Make dbt great again
dbt is a popular solution for batch data processing in data analytics. While it operates on an open-core model, which can sometimes limit the inclusion of community features in the open-source version. no worries opendbt is here to solve it. opendbt offers a fully open-source package to address these concerns. OpenDBT builds upon dbt-core, adding valuable features without altering its core code.

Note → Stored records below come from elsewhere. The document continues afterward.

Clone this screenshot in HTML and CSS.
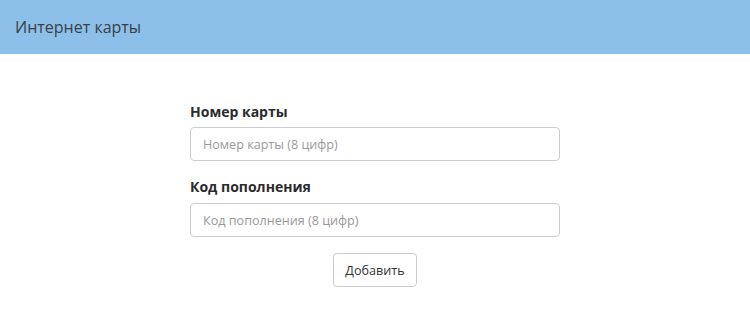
FILE: index.html
```html
<!DOCTYPE html>
<html lang="ru">
<head>
    <meta charset="UTF-8">
    <meta name="viewport" content="width=device-width, initial-scale=1.0">
    <title>Интернет карты</title>
    <link rel="stylesheet" href="styles.css">
</head>
<body>
    <header class="topbar">
        <span class="topbar-title">Интернет карты</span>
    </header>
    <section class="card-section">
        <form class="card-form">
            <div class="form-group">
                <label for="card-number">Номер карты</label>
                <input type="text" id="card-number" placeholder="Номер карты (8 цифр)">
            </div>
            <div class="form-group">
                <label for="card-code">Код пополнения</label>
                <input type="text" id="card-code" placeholder="Код пополнения (8 цифр)">
            </div>
            <div class="form-actions">
                <button type="submit">Добавить</button>
            </div>
        </form>
    </section>
</body>
</html>
```

FILE: styles.css
```css
/* General Styles */
body {
    margin: 0;
    padding: 0;
    background: #ffffff;
    font-family: "Open Sans", "Noto Sans", sans-serif;
    color: #333;
}

.topbar {
    background: #8cc0e9;
    height: 54px;
    display: flex;
    align-items: center;
    padding: 0 15px;
}

.topbar-title {
    font-size: 16px;
    color: #3a3f45;
}

.card-section {
    display: flex;
    justify-content: center;
    padding-top: 48px;
}

.card-form {
    width: 370px;
    display: flex;
    flex-direction: column;
}

.form-group {
    display: flex;
    flex-direction: column;
    margin-bottom: 16px;
}

.form-group + .form-group label {
    margin-bottom: 7px;
}

label {
    font-size: 14px;
    font-weight: bold;
    color: #2b2b2b;
    margin-bottom: 6px;
}

input {
    box-sizing: border-box;
    height: 34px;
    border: 1px solid #ccc;
    border-radius: 4px;
    padding: 0 12px;
    font-family: inherit;
    font-size: 12.6px;
    color: #555;
}

input::placeholder {
    color: #999;
}

.form-actions {
    display: flex;
    justify-content: center;
}

button {
    height: 34px;
    padding: 0 11px;
    background: #fff;
    border: 1px solid #ccc;
    border-radius: 4px;
    font-family: inherit;
    font-size: 12.6px;
    color: #333;
    cursor: pointer;
}
```
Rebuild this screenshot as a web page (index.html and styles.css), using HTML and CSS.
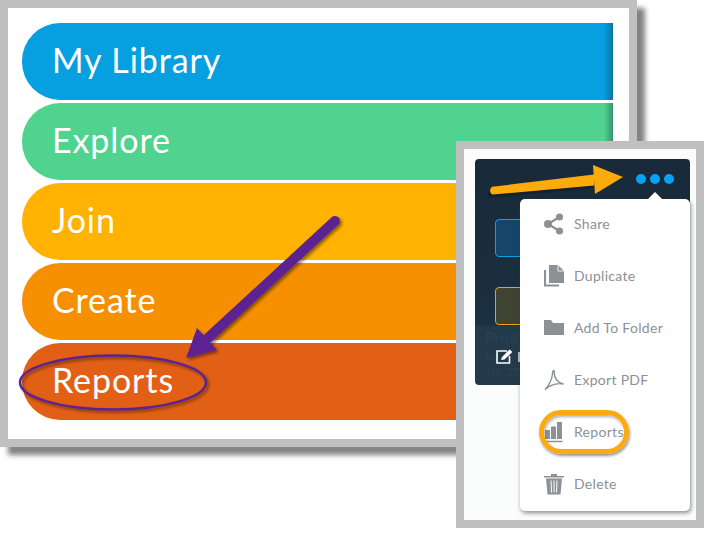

How? Here’s a step-by-step example. We’ll demonstrate how to use OpenDBT to activate custom adapters and execute Python models locally within dbt. The key feature we’ll use is OpenDBT’s ability to “registering custom adapter classes”.
The problem
Using dbt core, one could do data Transform step inside the data part-form using dbt SQL, or Python (spark, snowpark). pretty much doing Doing T of ELT however its not possible to do ET Extract and load. for eaxmple extracting data from web api and Loading it to Data platform. the very fist step of data pipeline. This task usually done with python coding outside of dbt, which hides data lineage and dataflow dependencies.
Extract Load with opendbt, using dbt-core and python
External data imports with opendbt
In this post we will see how to do Extract and Load with dbt using opendbt. with the solution entire data flow is done with dbt. That means full data dependencies end to end defined by dbt and documented.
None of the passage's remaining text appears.